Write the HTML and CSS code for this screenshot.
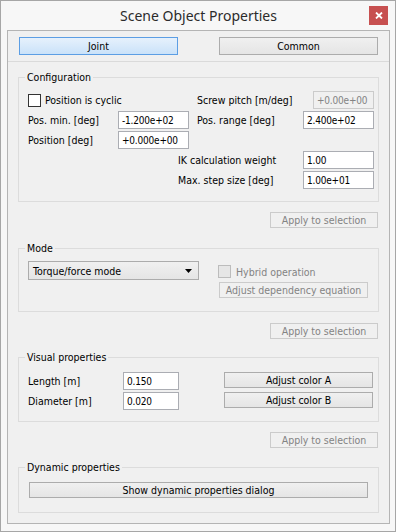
FILE: index.html
```html
<!DOCTYPE html>
<html lang="en">
<head>
    <meta charset="UTF-8">
    <title>Scene Object Properties</title>
    <link rel="stylesheet" href="styles.css">
</head>
<body>
    <div class="window">
        <div class="titlebar">
            <span class="title">Scene Object Properties</span>
            <span class="close">
                <svg width="8" height="7" viewBox="0 0 8 7"><path d="M1 0.5 L7 6.5 M7 0.5 L1 6.5" stroke="#fff" stroke-width="1.8"/></svg>
            </span>
        </div>

        <div class="client">
            <div class="tabs">
                <button class="btn tab active">Joint</button>
                <button class="btn tab">Common</button>
            </div>

            <div class="page">
                <fieldset class="group config">
                    <legend>Configuration</legend>
                    <div class="row first">
                        <span class="check"><span class="box"></span>Position is cyclic</span>
                        <span class="lbl-pitch">Screw pitch [m/deg]</span>
                        <input class="field w61" type="text" value="+0.00e+00" disabled>
                    </div>
                    <div class="row">
                        <span class="lbl-a">Pos. min. [deg]</span>
                        <input class="field w71" type="text" value="-1.200e+02">
                        <span class="lbl-b">Pos. range [deg]</span>
                        <input class="field w71" type="text" value="2.400e+02">
                    </div>
                    <div class="row">
                        <span class="lbl-a">Position [deg]</span>
                        <input class="field w71" type="text" value="+0.000e+00">
                    </div>
                    <div class="row">
                        <span class="lbl-ik">IK calculation weight</span>
                        <input class="field w71" type="text" value="1.00">
                    </div>
                    <div class="row">
                        <span class="lbl-ik">Max. step size [deg]</span>
                        <input class="field w71" type="text" value="1.00e+01">
                    </div>
                </fieldset>

                <div class="apply-row first-apply">
                    <button class="btn apply" disabled>Apply to selection</button>
                </div>

                <fieldset class="group mode">
                    <legend>Mode</legend>
                    <div class="mode-body">
                        <div class="combo">
                            <span>Torque/force mode</span>
                            <svg width="7" height="4" viewBox="0 0 7 4"><polygon points="0,0 7,0 3.5,4" fill="#000"/></svg>
                        </div>
                        <div class="mode-side">
                            <span class="check disabled"><span class="box"></span>Hybrid operation</span>
                            <button class="btn dep" disabled>Adjust dependency equation</button>
                        </div>
                    </div>
                </fieldset>

                <div class="apply-row second-apply">
                    <button class="btn apply" disabled>Apply to selection</button>
                </div>

                <fieldset class="group visual">
                    <legend>Visual properties</legend>
                    <div class="row first">
                        <span class="lbl-v">Length [m]</span>
                        <input class="field w56" type="text" value="0.150">
                        <button class="btn color">Adjust color A</button>
                    </div>
                    <div class="row">
                        <span class="lbl-v">Diameter [m]</span>
                        <input class="field w56" type="text" value="0.020">
                        <button class="btn color">Adjust color B</button>
                    </div>
                </fieldset>

                <div class="apply-row third-apply">
                    <button class="btn apply" disabled>Apply to selection</button>
                </div>

                <fieldset class="group dynamic">
                    <legend>Dynamic properties</legend>
                    <button class="btn wide">Show dynamic properties dialog</button>
                </fieldset>
            </div>
        </div>
    </div>
</body>
</html>
```

FILE: styles.css
```css
body {
    margin: 0;
    font-family: "DejaVu Sans Condensed", "Liberation Sans", sans-serif;
    font-size: 10.5px;
    color: #000;
    background-color: #fff;
}

.window {
    box-sizing: border-box;
    width: 396px;
    height: 532px;
    border: 1px solid #a6a6a6;
    background-color: #f7f7f7;
    padding: 0 5px 7px 6px;
    display: flex;
    flex-direction: column;
}

.titlebar {
    height: 29px;
    display: flex;
    align-items: center;
    justify-content: center;
    position: relative;
}

.title {
    font-family: "Noto Sans", sans-serif;
    font-size: 14px;
    color: #2b2b2b;
    margin-top: -1px;
}

.close {
    position: absolute;
    right: 2px;
    top: 5px;
    width: 19px;
    height: 19px;
    background-color: #c75050;
    display: flex;
    align-items: center;
    justify-content: center;
}

.client {
    flex: 1;
    border: 1px solid #b4b4b4;
    background-color: #f0f0f0;
}

.tabs {
    box-sizing: border-box;
    height: 31px;
    border-bottom: 1px solid #dadada;
    padding: 6px 11px 0 11px;
    display: flex;
    justify-content: space-between;
    align-items: flex-start;
}

.page {
    padding: 0 10px;
}

/* buttons */
.btn {
    box-sizing: border-box;
    font-family: inherit;
    font-size: 10.5px;
    color: #000;
    border: 1px solid #acacac;
    background: linear-gradient(#f0f0f0, #e5e5e5);
    padding: 0;
    margin: 0;
    height: 16px;
    line-height: 14px;
    border-radius: 0;
}

.btn:disabled {
    color: #838383;
    border-color: #cbcbcb;
    background: #f0f0f0;
}

.tab {
    width: 159px;
    height: 18px;
}

.tab.active {
    border-color: #5c9ee4;
    background: linear-gradient(#e6f1fc, #cae2f9);
}

.apply-row {
    display: flex;
    justify-content: flex-end;
    padding-right: 1px;
}

.apply {
    width: 108px;
}

.first-apply { margin-top: 10px; }
.second-apply { margin-top: 11px; }
.third-apply { margin-top: 10px; }

/* group boxes */
.group {
    margin: 0;
    border: 1px solid #dcdcdc;
    padding: 0 9px;
    min-width: 0;
}

.group legend {
    padding: 0 2px;
    margin-left: -3px;
    height: 15px;
    line-height: 15px;
}

.config {
    margin-top: 8px;
    padding-top: 6px;
    padding-bottom: 12px;
}

.mode {
    margin-top: 13px;
    padding-top: 5px;
    padding-bottom: 13px;
}

.visual {
    margin-top: 11px;
    padding-top: 7px;
    padding-bottom: 11px;
}

.dynamic {
    margin-top: 12px;
    padding-top: 7px;
    padding-bottom: 14px;
}

.row {
    display: flex;
    align-items: center;
    height: 18px;
    margin-top: 2px;
}

.row > * {
    flex-shrink: 0;
}

.row.first {
    margin-top: 0;
}

.field {
    box-sizing: border-box;
    height: 18px;
    border: 1px solid #abadb3;
    background-color: #fff;
    font-family: inherit;
    font-size: 10px;
    letter-spacing: -0.2px;
    color: #000;
    padding: 0 2px 0 3px;
    margin: 0;
    outline: none;
}

.field:disabled {
    border-color: #cbcbcb;
    background-color: #f0f0f0;
    color: #838383;
}

.w61 { width: 61px; }
.w71 { width: 71px; }
.w56 { width: 56px; }

.check {
    display: flex;
    align-items: center;
    width: 169px;
}

.check .box {
    box-sizing: border-box;
    width: 13px;
    height: 13px;
    border: 1px solid #333;
    background-color: #fff;
    margin-right: 4px;
}

.check.disabled {
    color: #838383;
}

.check.disabled .box {
    border-color: #bcbcbc;
    background-color: #e6e6e6;
}

.lbl-pitch { width: 116px; }
.lbl-a { width: 90px; }
.lbl-b { width: 106px; margin-left: 8px; }
.lbl-ik { width: 125px; margin-left: 150px; }
.lbl-v { width: 95px; }

/* mode */
.mode-body {
    display: flex;
    align-items: flex-start;
}

.combo {
    box-sizing: border-box;
    flex-shrink: 0;
    width: 171px;
    height: 19px;
    border: 1px solid #acacac;
    background: linear-gradient(#f0f0f0, #e5e5e5);
    display: flex;
    align-items: center;
    justify-content: space-between;
    padding: 0 6px 0 4px;
}

.mode-side {
    margin-left: 19px;
    display: flex;
    flex-direction: column;
    align-items: flex-start;
}

.mode-side .check {
    width: auto;
    height: 21px;
}

.mode-side .check .box {
    margin-right: 5px;
}

.dep {
    width: 149px;
    margin-left: 1px;
}

/* visual */
.color {
    width: 149px;
    margin-left: 45px;
    align-self: flex-start;
}

.wide {
    width: 339px;
    margin-left: 1px;
    display: block;
}
```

---+---

> _Stated exercise_
Reproduce the listing word for word and omit its pictures.

> _Answer to this task_
Write the HTML and CSS code for this screenshot.
FILE: index.html
```html
<!DOCTYPE html>
<html lang="en">
<head>
    <meta charset="UTF-8">
    <title>Scene Object Properties</title>
    <link rel="stylesheet" href="styles.css">
</head>
<body>
    <div class="window">
        <div class="titlebar">
            <span class="title">Scene Object Properties</span>
            <span class="close">
                <svg width="8" height="7" viewBox="0 0 8 7"><path d="M1 0.5 L7 6.5 M7 0.5 L1 6.5" stroke="#fff" stroke-width="1.8"/></svg>
            </span>
        </div>

        <div class="client">
            <div class="tabs">
                <button class="btn tab active">Joint</button>
                <button class="btn tab">Common</button>
            </div>

            <div class="page">
                <fieldset class="group config">
                    <legend>Configuration</legend>
                    <div class="row first">
                        <span class="check"><span class="box"></span>Position is cyclic</span>
                        <span class="lbl-pitch">Screw pitch [m/deg]</span>
                        <input class="field w61" type="text" value="+0.00e+00" disabled>
                    </div>
                    <div class="row">
                        <span class="lbl-a">Pos. min. [deg]</span>
                        <input class="field w71" type="text" value="-1.200e+02">
                        <span class="lbl-b">Pos. range [deg]</span>
                        <input class="field w71" type="text" value="2.400e+02">
                    </div>
                    <div class="row">
                        <span class="lbl-a">Position [deg]</span>
                        <input class="field w71" type="text" value="+0.000e+00">
                    </div>
                    <div class="row">
                        <span class="lbl-ik">IK calculation weight</span>
                        <input class="field w71" type="text" value="1.00">
                    </div>
                    <div class="row">
                        <span class="lbl-ik">Max. step size [deg]</span>
                        <input class="field w71" type="text" value="1.00e+01">
                    </div>
                </fieldset>

                <div class="apply-row first-apply">
                    <button class="btn apply" disabled>Apply to selection</button>
                </div>

                <fieldset class="group mode">
                    <legend>Mode</legend>
                    <div class="mode-body">
                        <div class="combo">
                            <span>Torque/force mode</span>
                            <svg width="7" height="4" viewBox="0 0 7 4"><polygon points="0,0 7,0 3.5,4" fill="#000"/></svg>
                        </div>
                        <div class="mode-side">
                            <span class="check disabled"><span class="box"></span>Hybrid operation</span>
                            <button class="btn dep" disabled>Adjust dependency equation</button>
                        </div>
                    </div>
                </fieldset>

                <div class="apply-row second-apply">
                    <button class="btn apply" disabled>Apply to selection</button>
                </div>

                <fieldset class="group visual">
                    <legend>Visual properties</legend>
                    <div class="row first">
                        <span class="lbl-v">Length [m]</span>
                        <input class="field w56" type="text" value="0.150">
                        <button class="btn color">Adjust color A</button>
                    </div>
                    <div class="row">
                        <span class="lbl-v">Diameter [m]</span>
                        <input class="field w56" type="text" value="0.020">
                        <button class="btn color">Adjust color B</button>
                    </div>
                </fieldset>

                <div class="apply-row third-apply">
                    <button class="btn apply" disabled>Apply to selection</button>
                </div>

                <fieldset class="group dynamic">
                    <legend>Dynamic properties</legend>
                    <button class="btn wide">Show dynamic properties dialog</button>
                </fieldset>
            </div>
        </div>
    </div>
</body>
</html>
```

FILE: styles.css
```css
body {
    margin: 0;
    font-family: "DejaVu Sans Condensed", "Liberation Sans", sans-serif;
    font-size: 10.5px;
    color: #000;
    background-color: #fff;
}

.window {
    box-sizing: border-box;
    width: 396px;
    height: 532px;
    border: 1px solid #a6a6a6;
    background-color: #f7f7f7;
    padding: 0 5px 7px 6px;
    display: flex;
    flex-direction: column;
}

.titlebar {
    height: 29px;
    display: flex;
    align-items: center;
    justify-content: center;
    position: relative;
}

.title {
    font-family: "Noto Sans", sans-serif;
    font-size: 14px;
    color: #2b2b2b;
    margin-top: -1px;
}

.close {
    position: absolute;
    right: 2px;
    top: 5px;
    width: 19px;
    height: 19px;
    background-color: #c75050;
    display: flex;
    align-items: center;
    justify-content: center;
}

.client {
    flex: 1;
    border: 1px solid #b4b4b4;
    background-color: #f0f0f0;
}

.tabs {
    box-sizing: border-box;
    height: 31px;
    border-bottom: 1px solid #dadada;
    padding: 6px 11px 0 11px;
    display: flex;
    justify-content: space-between;
    align-items: flex-start;
}

.page {
    padding: 0 10px;
}

/* buttons */
.btn {
    box-sizing: border-box;
    font-family: inherit;
    font-size: 10.5px;
    color: #000;
    border: 1px solid #acacac;
    background: linear-gradient(#f0f0f0, #e5e5e5);
    padding: 0;
    margin: 0;
    height: 16px;
    line-height: 14px;
    border-radius: 0;
}

.btn:disabled {
    color: #838383;
    border-color: #cbcbcb;
    background: #f0f0f0;
}

.tab {
    width: 159px;
    height: 18px;
}

.tab.active {
    border-color: #5c9ee4;
    background: linear-gradient(#e6f1fc, #cae2f9);
}

.apply-row {
    display: flex;
    justify-content: flex-end;
    padding-right: 1px;
}

.apply {
    width: 108px;
}

.first-apply { margin-top: 10px; }
.second-apply { margin-top: 11px; }
.third-apply { margin-top: 10px; }

/* group boxes */
.group {
    margin: 0;
    border: 1px solid #dcdcdc;
    padding: 0 9px;
    min-width: 0;
}

.group legend {
    padding: 0 2px;
    margin-left: -3px;
    height: 15px;
    line-height: 15px;
}

.config {
    margin-top: 8px;
    padding-top: 6px;
    padding-bottom: 12px;
}

.mode {
    margin-top: 13px;
    padding-top: 5px;
    padding-bottom: 13px;
}

.visual {
    margin-top: 11px;
    padding-top: 7px;
    padding-bottom: 11px;
}

.dynamic {
    margin-top: 12px;
    padding-top: 7px;
    padding-bottom: 14px;
}

.row {
    display: flex;
    align-items: center;
    height: 18px;
    margin-top: 2px;
}

.row > * {
    flex-shrink: 0;
}

.row.first {
    margin-top: 0;
}

.field {
    box-sizing: border-box;
    height: 18px;
    border: 1px solid #abadb3;
    background-color: #fff;
    font-family: inherit;
    font-size: 10px;
    letter-spacing: -0.2px;
    color: #000;
    padding: 0 2px 0 3px;
    margin: 0;
    outline: none;
}

.field:disabled {
    border-color: #cbcbcb;
    background-color: #f0f0f0;
    color: #838383;
}

.w61 { width: 61px; }
.w71 { width: 71px; }
.w56 { width: 56px; }

.check {
    display: flex;
    align-items: center;
    width: 169px;
}

.check .box {
    box-sizing: border-box;
    width: 13px;
    height: 13px;
    border: 1px solid #333;
    background-color: #fff;
    margin-right: 4px;
}

.check.disabled {
    color: #838383;
}

.check.disabled .box {
    border-color: #bcbcbc;
    background-color: #e6e6e6;
}

.lbl-pitch { width: 116px; }
.lbl-a { width: 90px; }
.lbl-b { width: 106px; margin-left: 8px; }
.lbl-ik { width: 125px; margin-left: 150px; }
.lbl-v { width: 95px; }

/* mode */
.mode-body {
    display: flex;
    align-items: flex-start;
}

.combo {
    box-sizing: border-box;
    flex-shrink: 0;
    width: 171px;
    height: 19px;
    border: 1px solid #acacac;
    background: linear-gradient(#f0f0f0, #e5e5e5);
    display: flex;
    align-items: center;
    justify-content: space-between;
    padding: 0 6px 0 4px;
}

.mode-side {
    margin-left: 19px;
    display: flex;
    flex-direction: column;
    align-items: flex-start;
}

.mode-side .check {
    width: auto;
    height: 21px;
}

.mode-side .check .box {
    margin-right: 5px;
}

.dep {
    width: 149px;
    margin-left: 1px;
}

/* visual */
.color {
    width: 149px;
    margin-left: 45px;
    align-self: flex-start;
}

.wide {
    width: 339px;
    margin-left: 1px;
    display: block;
}
```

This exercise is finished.